Caporalato in agricoltura, denunciati 4 sfruttatori nel Ferrarese
L'attività di indagine dei carabinieri è partita da un'aggressione
Prosegue la triste piaga del caporalato nel settore agricolo. Un fenomeno che le recenti inchieste hanno evidenziato essere presente in particolare nelle aree del portuense e dell’argentano e che vede i carabinieri della zona essere costantemente impegnati in prima linea.
L’ultimo atto di una serie di attività investigative dei militari dell’Arma di Portomaggiore ha portato alla denuncia di quattro cittadini pakistani, tutti residenti in zona, individuati quali presunti autori di intermediazione illecita e sfruttamento del lavoro, nonché di estorsione e lesioni personali.
L’attività e indagini condotte in particolare dai militari del Nucleo Operativo e Radiomobile - coadiuvati dai colleghi del Nucleo Ispettorato Lavoro di Ferrara e coordinati dalla Procura estense - hanno preso spunto dalla violenta aggressione di un altro pakistano (avvenuta nel marzo del 2022, a Portomaggiore), il quale era stato picchiato selvaggiamente per “aver osato” chiedere ai suoi caporali il pagamento di poche centinaia di euro, corrispettivo del duro lavoro che aveva svolto nei campi della zona.
I successivi accertamenti, oltre ad individuare i quattro indagati come autori della singola violenza, hanno consentito ai carabinieri di raccogliere plurimi indizi (sempre a carico degli stessi) circa l’attività di ‘caporali’, condotta tra il 2018 e il 2022.
In quel periodo, i quattro reclutavano i loro connazionali, curandone il trasporto presso le aziende agricole della zona e, approfittando del loro stato di bisogno, li costringevano al lavoro nei campi in condizioni di sfruttamento, violando sistematicamente le vigenti normative di settore, tra le quali quelle relative all’orario di lavoro, ai riposi, alle ferie e alla paga.
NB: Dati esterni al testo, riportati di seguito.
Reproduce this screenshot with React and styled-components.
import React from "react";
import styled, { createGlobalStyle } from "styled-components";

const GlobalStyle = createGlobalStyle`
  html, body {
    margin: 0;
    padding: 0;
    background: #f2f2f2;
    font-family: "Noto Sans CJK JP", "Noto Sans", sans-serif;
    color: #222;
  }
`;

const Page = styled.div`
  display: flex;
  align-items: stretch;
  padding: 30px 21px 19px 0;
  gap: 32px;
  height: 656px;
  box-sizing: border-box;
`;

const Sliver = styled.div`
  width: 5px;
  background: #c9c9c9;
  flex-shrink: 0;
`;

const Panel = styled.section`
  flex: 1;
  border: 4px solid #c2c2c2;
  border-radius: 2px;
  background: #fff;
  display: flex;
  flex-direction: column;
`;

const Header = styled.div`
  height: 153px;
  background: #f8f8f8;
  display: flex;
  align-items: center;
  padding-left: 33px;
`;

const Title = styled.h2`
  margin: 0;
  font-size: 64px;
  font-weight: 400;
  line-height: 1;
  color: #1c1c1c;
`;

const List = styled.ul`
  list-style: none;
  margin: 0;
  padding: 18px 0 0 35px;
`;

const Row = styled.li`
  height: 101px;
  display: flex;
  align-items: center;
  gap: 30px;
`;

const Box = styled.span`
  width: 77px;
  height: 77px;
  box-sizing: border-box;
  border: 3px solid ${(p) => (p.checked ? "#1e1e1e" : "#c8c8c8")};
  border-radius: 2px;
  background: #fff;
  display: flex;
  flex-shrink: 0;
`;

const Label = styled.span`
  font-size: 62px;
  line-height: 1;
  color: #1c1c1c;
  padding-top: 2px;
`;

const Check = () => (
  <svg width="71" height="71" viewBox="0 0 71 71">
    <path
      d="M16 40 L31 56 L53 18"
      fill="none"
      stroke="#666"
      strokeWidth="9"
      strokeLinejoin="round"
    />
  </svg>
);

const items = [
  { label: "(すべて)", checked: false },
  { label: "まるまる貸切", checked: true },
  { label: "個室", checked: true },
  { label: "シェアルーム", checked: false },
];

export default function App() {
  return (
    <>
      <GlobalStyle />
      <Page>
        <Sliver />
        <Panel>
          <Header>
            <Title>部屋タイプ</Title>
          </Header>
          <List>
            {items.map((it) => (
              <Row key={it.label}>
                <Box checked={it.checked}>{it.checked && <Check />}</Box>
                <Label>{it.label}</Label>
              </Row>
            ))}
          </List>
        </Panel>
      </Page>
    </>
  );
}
Dalle indagini è emerso, in particolare, che i caporali retribuivano i lavoratori talvolta ‘in nero’ e, comunque, in modo palesemente difforme dai contratti collettivi, riconoscendo al singolo lavoratore una paga di circa 5 euro l’ora in luogo di una spettanza pari a circa il doppio, ed incamerando la relativa differenza quale compenso per la ‘mediazione’ con l’imprenditore agricolo.
Questi lavoratori (che in molti casi non conoscevano l’italiano), prestavano la loro opera anche 7 giorni su 7: nel caso, poi, volessero avanzare pretese o contestazioni, venivano privati della possibilità di lavorare, cosa che non potevano assolutamente permettersi avendo necessità di denaro per la loro sussistenza in Italia e per quella dei loro familiari in patria.